第七話 割腹

 翌日、新聞の一面にケーキ屋襲撃事件が躍った。テレビのニュースでもその凶行が取り上げられ、セザールの噂、犯人の情報、そして、被害者のエルディについても情報が拡散された。
 まずはセザールの情報である。
 セザールはチョコミントにこだわりを持つ頑固な菓子職人で、修行時代自由にチョコミント菓子を作らせてもらえない不満から、師匠を殴って店を飛び出し、独立開業してチョコミント専門店「ショコラ・ア・ラ・モン」を開業したという。しかし、チョコミントのケーキを美味しくないと不満を漏らした幼児や、「歯磨き粉みたいで嫌いだ」と何気なく口にした客に突然激昂し、しばしば暴力沙汰を起こしていたようだ。
 警察から厳重注意されると、暴力ではなくミントクリームの皿を顔面に投げるという方法をとるようになった。今回の犯人は先日そのミントクリームでおろしたてのスーツを汚された腹いせに、凶行に及んだという。

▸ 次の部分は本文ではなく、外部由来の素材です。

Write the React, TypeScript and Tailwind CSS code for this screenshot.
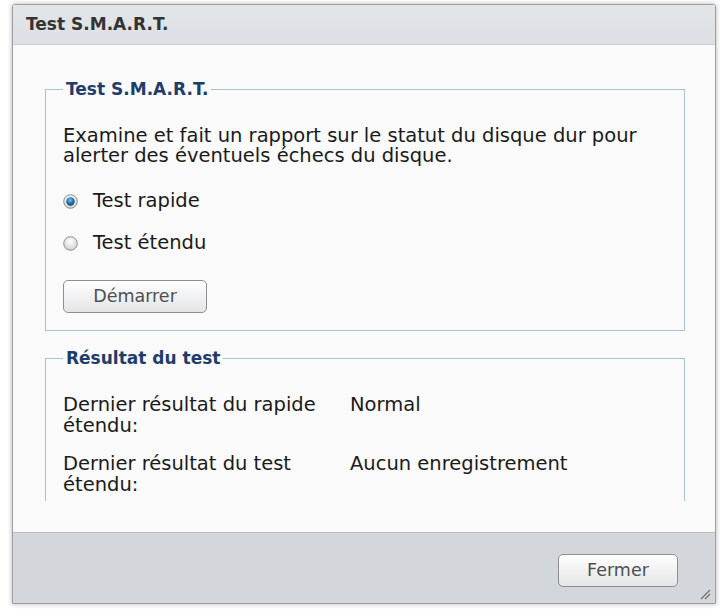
import React from 'react'

const font = { fontFamily: '"DejaVu Sans", Verdana, sans-serif' }

function Radio({ checked }: { checked?: boolean }) {
  return (
    <svg width="15" height="15" viewBox="0 0 15 15" className="shrink-0">
      <defs>
        <radialGradient id="rOff" cx="50%" cy="35%" r="65%">
          <stop offset="0%" stopColor="#ffffff" />
          <stop offset="100%" stopColor="#cfcfcf" />
        </radialGradient>
        <radialGradient id="rOn" cx="45%" cy="35%" r="60%">
          <stop offset="0%" stopColor="#7fc3ea" />
          <stop offset="60%" stopColor="#1f77b4" />
          <stop offset="100%" stopColor="#0d4f80" />
        </radialGradient>
      </defs>
      <circle cx="7.5" cy="7.5" r="6.8" fill="url(#rOff)" stroke="#8f8f8f" strokeWidth="1" />
      {checked && <circle cx="7.5" cy="7.5" r="4.2" fill="url(#rOn)" />}
    </svg>
  )
}

function Button({ label, className }: { label: string; className?: string }) {
  return (
    <button
      className={
        'h-[33px] rounded-[5px] border border-[#8e8e8e] bg-gradient-to-b from-[#fefefe] to-[#e3e5e7] text-[17.5px] text-[#4f4f4f] shadow-[inset_0_1px_0_#ffffff] ' +
        (className ?? '')
      }
      style={font}
    >
      {label}
    </button>
  )
}

function Group({ title, children, className }: { title: string; children: React.ReactNode; className?: string }) {
  return (
    <fieldset className={'border border-[#a7c1d9] px-[17px] ' + (className ?? '')}>
      <legend className="px-[3px] text-[17px] font-bold leading-[20px] text-[#1d3d6b]">{title}</legend>
      {children}
    </fieldset>
  )
}

export default function App() {
  return (
    <div className="w-[723px] h-[609px] bg-white pl-[12px] pt-[4px]" style={font}>
      <div className="relative flex flex-col w-[704px] h-[600px] border border-[#9c9ea1] rounded-t-[3px] shadow-[0_0_5px_rgba(0,0,0,0.3)] overflow-hidden">
        <div className="h-[40px] shrink-0 flex items-center px-[13px] bg-gradient-to-b from-[#e3e6e9] to-[#dcdfe3] border-b border-[#c9cdd1]">
          <span className="text-[17px] font-bold text-[#333333]">Test S.M.A.R.T.</span>
        </div>

        <div className="flex-1 min-h-0 flex flex-col bg-[#fafafa] pb-[31px]">
          <div className="flex-1 min-h-0 overflow-hidden pt-[34px] pl-[32px] pr-[30px] text-[19.5px] text-[#1a1a1a]">
            <Group title="Test S.M.A.R.T." className="pb-[17px]">
              <p className="mt-[27px] leading-[20px]">
                Examine et fait un rapport sur le statut du disque dur pour alerter des éventuels échecs du disque.
              </p>
              <div className="mt-[25px] flex flex-col gap-[22px]">
                <label className="flex items-center gap-[15px] leading-[20px]">
                  <Radio checked />
                  Test rapide
                </label>
                <label className="flex items-center gap-[15px] leading-[20px]">
                  <Radio />
                  Test étendu
                </label>
              </div>
              <Button label="Démarrer" className="mt-[27px] w-[144px]" />
            </Group>

            <Group title="Résultat du test" className="mt-[17px] pb-[20px]">
              <div className="mt-[26px] flex flex-col gap-[17px] leading-[21px]">
                <div className="flex">
                  <span className="w-[287px]">Dernier résultat du rapide étendu:</span>
                  <span>Normal</span>
                </div>
                <div className="flex">
                  <span className="w-[287px]">Dernier résultat du test étendu:</span>
                  <span>Aucun enregistrement</span>
                </div>
              </div>
            </Group>
          </div>
        </div>

        <div className="h-[71px] shrink-0 flex items-start justify-end pt-[21px] pr-[37px] bg-[#d3d7db] border-t border-[#b8bcc0]">
          <Button label="Fermer" className="w-[120px]" />
        </div>

        <svg width="12" height="12" viewBox="0 0 12 12" className="absolute right-[4px] bottom-[3px]">
          <path d="M2 11 L11 2 M6 11 L11 6" stroke="#6f7275" strokeWidth="1.2" />
        </svg>
      </div>
    </div>
  )
}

 次に犯人の素性である。犯人はマフィアの鉄砲玉として暗躍し、表向きはホストを生業にしていた。ホストとして同伴した女性客がこの「ショコラ・ア・ラ・モン」に立ち寄り、ケーキを買い求めた時に、チンピラは何気なく「それ美味いのか?」と口にしたという。するとそのセリフにセザールが激昂し、おろしたての高級ブランドのスーツをミントクリームだらけにした。この後仕事があったチンピラはスーツをだめにされたために出勤することができなくなり、営業成績が下がってしまったという。その腹いせに、セザールを殺害しようと考えたのであった。

 最後にエルディだが、先日心中事件で世間を賑わせたばかりである。メディアは「死にたがり青年が再び命を投げ出した」と大盛り上がりであった。エルディは一命をとりとめたが、病室には報道関係者が詰めかけ、医療従事者は人払いに追われることになった。
 事情聴取にやってきたセシルは、再びエルディを担当することに内心呆れていた。
 「死にたかったのか?」
 「死にたかったわけじゃないんですが、結果死にかけてしまいました」
 「死にたかったんだな?」
 「NOと言ったら嘘になりますね」
 「はい、自殺願望から犯行に割って入った、と……。おまえ、馬鹿だろ?」
 「馬鹿だって言われました」
 「誰に?」
 「死神さんに……」
 「そりゃ死神もお前みたいなやつ馬鹿だと思うだろうな」
 「はい……」
 生死の淵をさまよったエルディは、またもカフィンに「そう簡単には殺さない。生きろ」と大目玉を食ったという。